Above all, however, Samsung missed the mark on arguably the most important factor of all: price.
You could argue that the $299 original asking price of the Galaxy Gear was justified, based on it being a brand new technology, the superior build quality and design, the specifications, the extended functionality, etc. But at the end of the day, Galaxy Gear was still just an accessory – an unfinished one at that. It was buggy, unrefined, and it was rushed out the door. Even Samsung said so. It was no secret the Galaxy Gear was a rushed product, a knee-jerk reaction. And all things considered, it was a nice reaction. But Samsung doesn’t simply get a pass because it jumped into a blossoming market head-first and conked its head on the bottom of the pool.
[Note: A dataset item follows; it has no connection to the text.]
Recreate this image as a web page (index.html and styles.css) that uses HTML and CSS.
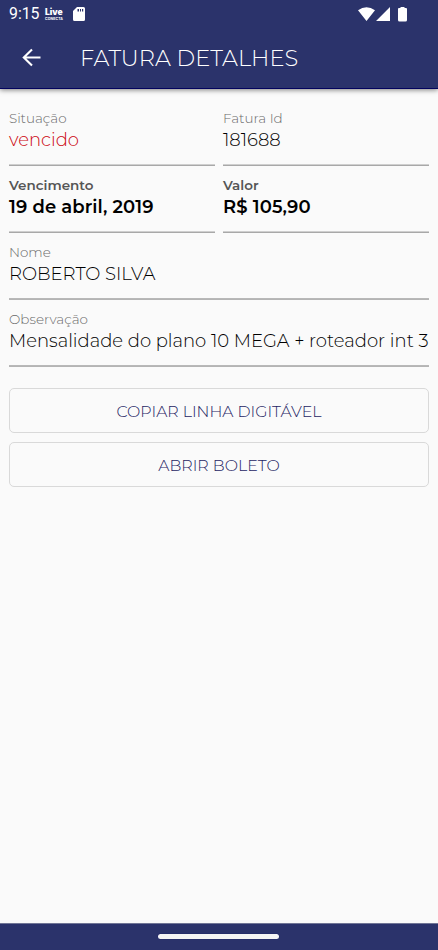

Granted, while Samsung managed to move more smartwatches than any other company in 2013 (no surprise there), with about 1.2 million Galaxy Gear models moved, it still asked too much for its watch – about $100 too much – right out of the gate.
The Gear quickly started seeing price cuts and promotions shortly after launch. And now, just five months later, the original Gear is being sold for a mere $100. That’s mainly because we’re on the brink of second-generation Gear watches, the Gear 2, Gear 2 Neo, and Gear Fit. But it’s the sad truth and harsh reality for all of those Galaxy Gear early adopters who were burned by Samsung’s haphazard, first smartwatch.
Just last week, Samsung’s new watches were officially given a price for their US launch. Unsurprisingly, the Gear 2 will launch at the same exact price as the original: $300.
Yes, $300 for the Gear 2 is still steep. It’s still overpriced, and it will continue its reign as the most expensive smartwatch on the market, for better or worse. What’s more, is now its functionality and the future Gear ecosystem depends on the developers supporting Samsung’s Tizen OS, not Android. Great.
That in itself creates an entirely new conundrum.
This time around, though, Samsung’s approach is leaps and bounds better. No longer is $300 the base price. Instead, both the Gear Fit and Gear 2 Neo will land at the $200 mark, exactly halfway between the Pebble and Pebble Steel smartwatches. And that’s a good place to be.
However, I’m convinced Samsung could still do better.
What if Samsung matched Pebble pricing? $250 for the Gear 2 and $150 for the Gear 2 Neo or Gear Fit. Sounds fantastic, doesn’t it? Even as someone who has never been moved by Samsung’s Gear lineup, those prices sound exponentially better than their actual pricing for one, incredibly important reason: pricing them accordingly with Pebble’s less functional smartwatches would make Pebble’s products appear overpriced to prospective buyers looking at both smartwatch lines.
These should be their permanent prices. Period. To lend even more credence to that, AT&T is running a promotion at launch. If you buy a new Gear watch with your Galaxy S 5 (purchased on-contract, of course), you get an impressive $50 off.
But there’s an even bigger reason Samsung may struggle to move Gear watches come April: Android Wear. While Samsung pushes its Tizen OS to the Gear watches, Google has released and SDK for its wearables platform, which will bring the power and prowess of Google Now directly to wearers’ wrists.
So while we give Samsung kudos for bringing options this time around, it has a mountain to climb and still needs to work to be a little more competitive – particularly with pricing – in the wearable space.
If the announced Moto 360 and LG G Watch hit the market at practically any price below $300, Samsung’s Gear watches could be dead in the water. And we’ll likely see their prices start to fall, as should be the case anyway.